* [Information given]
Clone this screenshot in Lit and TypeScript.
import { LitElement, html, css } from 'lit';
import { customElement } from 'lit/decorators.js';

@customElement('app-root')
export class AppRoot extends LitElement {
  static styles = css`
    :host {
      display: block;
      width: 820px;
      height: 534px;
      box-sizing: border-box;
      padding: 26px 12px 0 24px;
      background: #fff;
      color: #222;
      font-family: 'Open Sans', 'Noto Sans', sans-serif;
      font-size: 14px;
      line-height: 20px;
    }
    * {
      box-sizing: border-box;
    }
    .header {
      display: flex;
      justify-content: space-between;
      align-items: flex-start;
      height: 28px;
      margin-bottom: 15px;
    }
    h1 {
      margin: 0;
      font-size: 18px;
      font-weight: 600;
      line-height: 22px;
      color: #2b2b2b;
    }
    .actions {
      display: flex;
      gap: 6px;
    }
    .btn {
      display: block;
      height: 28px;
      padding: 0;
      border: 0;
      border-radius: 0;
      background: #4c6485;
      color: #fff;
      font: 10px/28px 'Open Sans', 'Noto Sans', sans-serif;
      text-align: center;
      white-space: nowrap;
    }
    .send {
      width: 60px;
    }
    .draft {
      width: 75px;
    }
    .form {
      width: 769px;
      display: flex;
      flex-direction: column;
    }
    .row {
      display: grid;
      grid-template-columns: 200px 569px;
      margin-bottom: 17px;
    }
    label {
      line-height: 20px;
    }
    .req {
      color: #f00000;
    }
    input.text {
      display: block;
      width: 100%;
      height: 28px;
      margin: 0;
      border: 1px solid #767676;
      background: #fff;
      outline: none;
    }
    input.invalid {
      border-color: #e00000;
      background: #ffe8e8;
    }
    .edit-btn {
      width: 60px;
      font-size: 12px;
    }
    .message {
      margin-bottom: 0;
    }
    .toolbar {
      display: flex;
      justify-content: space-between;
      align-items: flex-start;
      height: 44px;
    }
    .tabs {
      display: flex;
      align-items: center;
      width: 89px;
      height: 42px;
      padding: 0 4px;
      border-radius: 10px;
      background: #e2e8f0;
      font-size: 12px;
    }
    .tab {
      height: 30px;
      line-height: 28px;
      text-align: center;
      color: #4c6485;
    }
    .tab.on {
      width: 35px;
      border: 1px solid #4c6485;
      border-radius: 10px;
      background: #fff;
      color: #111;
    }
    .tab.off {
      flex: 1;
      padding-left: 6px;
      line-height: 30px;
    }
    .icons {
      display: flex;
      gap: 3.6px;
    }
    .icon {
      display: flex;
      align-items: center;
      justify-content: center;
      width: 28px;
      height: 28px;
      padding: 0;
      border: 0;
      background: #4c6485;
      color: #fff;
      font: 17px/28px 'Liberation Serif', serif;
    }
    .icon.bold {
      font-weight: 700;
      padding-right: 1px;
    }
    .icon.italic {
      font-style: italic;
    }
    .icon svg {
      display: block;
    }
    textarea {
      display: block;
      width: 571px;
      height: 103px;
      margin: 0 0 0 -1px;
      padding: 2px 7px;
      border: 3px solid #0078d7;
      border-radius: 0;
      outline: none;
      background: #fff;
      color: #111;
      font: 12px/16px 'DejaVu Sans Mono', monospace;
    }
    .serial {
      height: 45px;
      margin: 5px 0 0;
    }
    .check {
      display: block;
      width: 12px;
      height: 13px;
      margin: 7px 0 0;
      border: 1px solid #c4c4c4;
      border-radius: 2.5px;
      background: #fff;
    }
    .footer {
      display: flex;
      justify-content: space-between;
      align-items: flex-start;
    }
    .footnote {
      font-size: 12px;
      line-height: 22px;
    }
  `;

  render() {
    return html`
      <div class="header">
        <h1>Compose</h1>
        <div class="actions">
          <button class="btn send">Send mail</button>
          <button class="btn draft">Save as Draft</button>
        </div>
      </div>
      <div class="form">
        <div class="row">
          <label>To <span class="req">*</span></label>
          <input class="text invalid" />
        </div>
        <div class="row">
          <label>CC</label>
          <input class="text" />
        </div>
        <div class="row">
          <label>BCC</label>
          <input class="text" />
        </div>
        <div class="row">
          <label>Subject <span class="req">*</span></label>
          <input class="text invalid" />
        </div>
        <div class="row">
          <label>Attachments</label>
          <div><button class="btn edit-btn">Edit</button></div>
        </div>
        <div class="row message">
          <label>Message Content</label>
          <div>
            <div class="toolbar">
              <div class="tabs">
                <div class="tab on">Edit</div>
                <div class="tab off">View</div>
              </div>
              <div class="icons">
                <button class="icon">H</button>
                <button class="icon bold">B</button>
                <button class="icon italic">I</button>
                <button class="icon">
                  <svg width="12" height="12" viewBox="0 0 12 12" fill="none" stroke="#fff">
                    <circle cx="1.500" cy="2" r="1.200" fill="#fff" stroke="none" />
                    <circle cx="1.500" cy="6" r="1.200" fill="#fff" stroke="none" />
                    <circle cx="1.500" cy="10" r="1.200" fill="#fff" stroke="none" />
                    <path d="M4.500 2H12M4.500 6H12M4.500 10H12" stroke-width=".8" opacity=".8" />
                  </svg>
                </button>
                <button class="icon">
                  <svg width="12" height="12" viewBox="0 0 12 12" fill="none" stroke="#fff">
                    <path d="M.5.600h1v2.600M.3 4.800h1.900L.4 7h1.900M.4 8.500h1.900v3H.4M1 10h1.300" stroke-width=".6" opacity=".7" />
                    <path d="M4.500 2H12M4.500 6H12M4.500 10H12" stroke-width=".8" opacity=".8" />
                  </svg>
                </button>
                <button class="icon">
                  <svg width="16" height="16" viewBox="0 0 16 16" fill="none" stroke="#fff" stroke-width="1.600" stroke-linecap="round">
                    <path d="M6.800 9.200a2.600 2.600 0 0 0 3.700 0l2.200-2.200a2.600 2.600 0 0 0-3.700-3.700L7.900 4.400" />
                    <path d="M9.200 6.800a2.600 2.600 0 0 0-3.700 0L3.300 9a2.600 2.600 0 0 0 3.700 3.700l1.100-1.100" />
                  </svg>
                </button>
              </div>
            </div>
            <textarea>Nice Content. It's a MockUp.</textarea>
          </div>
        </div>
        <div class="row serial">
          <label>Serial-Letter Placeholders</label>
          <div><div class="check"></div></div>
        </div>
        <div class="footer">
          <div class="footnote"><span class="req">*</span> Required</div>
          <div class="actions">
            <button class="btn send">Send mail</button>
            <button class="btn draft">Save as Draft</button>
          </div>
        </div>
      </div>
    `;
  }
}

--

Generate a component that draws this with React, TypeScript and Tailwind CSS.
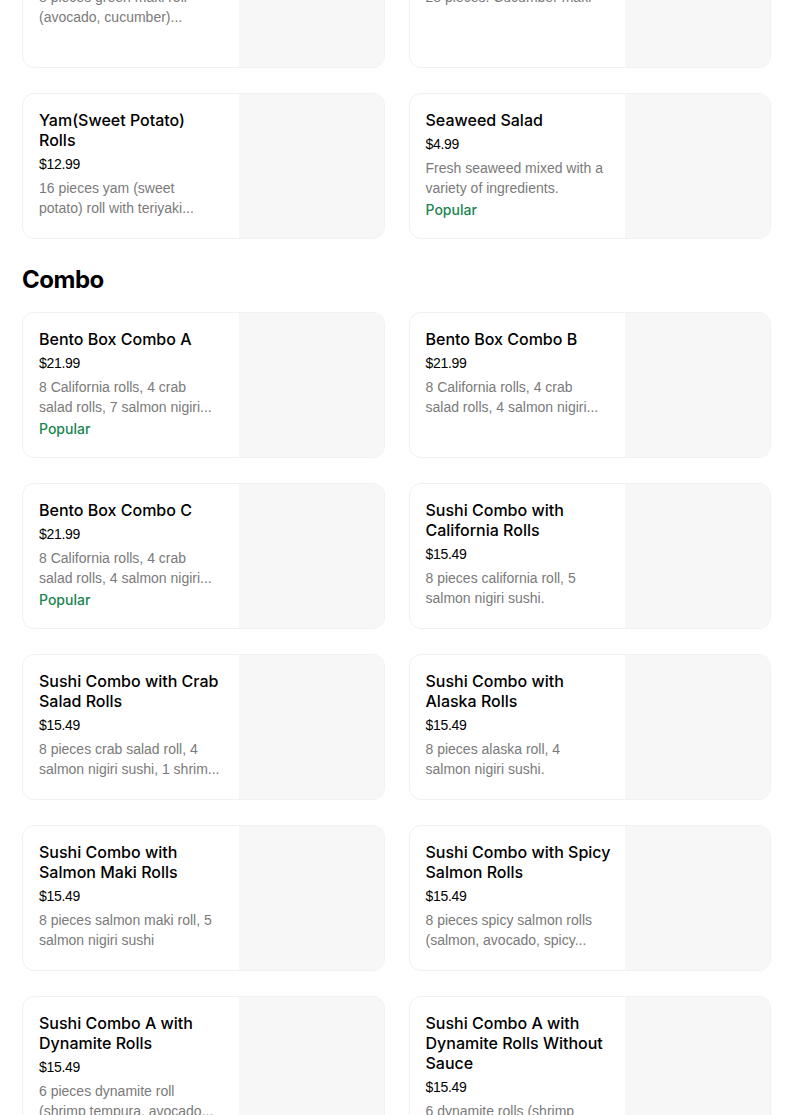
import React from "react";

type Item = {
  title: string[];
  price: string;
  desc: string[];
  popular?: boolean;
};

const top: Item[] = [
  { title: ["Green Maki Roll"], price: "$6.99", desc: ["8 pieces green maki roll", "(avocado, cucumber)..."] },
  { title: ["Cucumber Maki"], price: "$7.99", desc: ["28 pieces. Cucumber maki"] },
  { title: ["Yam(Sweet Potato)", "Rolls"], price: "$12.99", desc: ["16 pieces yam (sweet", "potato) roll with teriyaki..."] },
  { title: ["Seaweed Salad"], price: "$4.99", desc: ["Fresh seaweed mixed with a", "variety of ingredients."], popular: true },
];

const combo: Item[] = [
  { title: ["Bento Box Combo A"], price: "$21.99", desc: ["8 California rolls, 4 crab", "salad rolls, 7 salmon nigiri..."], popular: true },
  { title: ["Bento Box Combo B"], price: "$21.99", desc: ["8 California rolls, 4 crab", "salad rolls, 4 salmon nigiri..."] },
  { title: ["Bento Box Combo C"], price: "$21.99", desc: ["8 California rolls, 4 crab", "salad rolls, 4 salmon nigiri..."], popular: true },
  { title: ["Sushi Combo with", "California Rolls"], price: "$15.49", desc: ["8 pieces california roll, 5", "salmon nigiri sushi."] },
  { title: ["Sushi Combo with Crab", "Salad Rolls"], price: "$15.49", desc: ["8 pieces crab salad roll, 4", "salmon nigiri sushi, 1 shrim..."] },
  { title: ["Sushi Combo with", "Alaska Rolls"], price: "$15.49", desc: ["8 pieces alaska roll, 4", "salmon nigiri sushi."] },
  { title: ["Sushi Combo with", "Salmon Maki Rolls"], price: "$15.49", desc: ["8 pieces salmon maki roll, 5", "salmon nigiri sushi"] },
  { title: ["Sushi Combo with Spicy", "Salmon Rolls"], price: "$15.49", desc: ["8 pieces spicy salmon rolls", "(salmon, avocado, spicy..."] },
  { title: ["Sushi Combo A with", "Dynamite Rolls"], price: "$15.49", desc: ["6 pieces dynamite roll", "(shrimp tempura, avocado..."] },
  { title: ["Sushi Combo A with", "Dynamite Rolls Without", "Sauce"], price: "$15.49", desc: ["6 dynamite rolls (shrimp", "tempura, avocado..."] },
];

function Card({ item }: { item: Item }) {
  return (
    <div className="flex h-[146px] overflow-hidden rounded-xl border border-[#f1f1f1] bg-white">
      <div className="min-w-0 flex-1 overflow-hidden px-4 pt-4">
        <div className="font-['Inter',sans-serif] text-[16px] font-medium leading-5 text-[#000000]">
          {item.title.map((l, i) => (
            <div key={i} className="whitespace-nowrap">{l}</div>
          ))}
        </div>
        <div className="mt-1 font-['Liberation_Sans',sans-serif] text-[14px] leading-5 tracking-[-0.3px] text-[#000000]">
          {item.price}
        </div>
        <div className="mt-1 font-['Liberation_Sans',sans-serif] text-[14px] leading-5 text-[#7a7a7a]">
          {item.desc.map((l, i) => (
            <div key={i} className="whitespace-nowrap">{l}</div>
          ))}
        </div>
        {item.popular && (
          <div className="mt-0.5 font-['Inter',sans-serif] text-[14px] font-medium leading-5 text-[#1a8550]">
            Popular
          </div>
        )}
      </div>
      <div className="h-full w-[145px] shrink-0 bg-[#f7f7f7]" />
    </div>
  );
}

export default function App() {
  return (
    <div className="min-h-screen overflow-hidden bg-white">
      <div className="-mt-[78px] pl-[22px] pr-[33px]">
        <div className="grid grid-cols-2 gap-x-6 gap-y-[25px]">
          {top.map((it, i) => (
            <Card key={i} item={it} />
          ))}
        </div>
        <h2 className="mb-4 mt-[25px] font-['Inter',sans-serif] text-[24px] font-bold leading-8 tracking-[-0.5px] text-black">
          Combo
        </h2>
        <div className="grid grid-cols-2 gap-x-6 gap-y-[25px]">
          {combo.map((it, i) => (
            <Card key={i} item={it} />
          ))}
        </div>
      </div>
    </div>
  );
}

* [Requirement] Identify each line in the entries with the word "TypeScript" and copy it.

* [The output]
Clone this screenshot in Lit and TypeScript.
Generate a component that draws this with React, TypeScript and Tailwind CSS.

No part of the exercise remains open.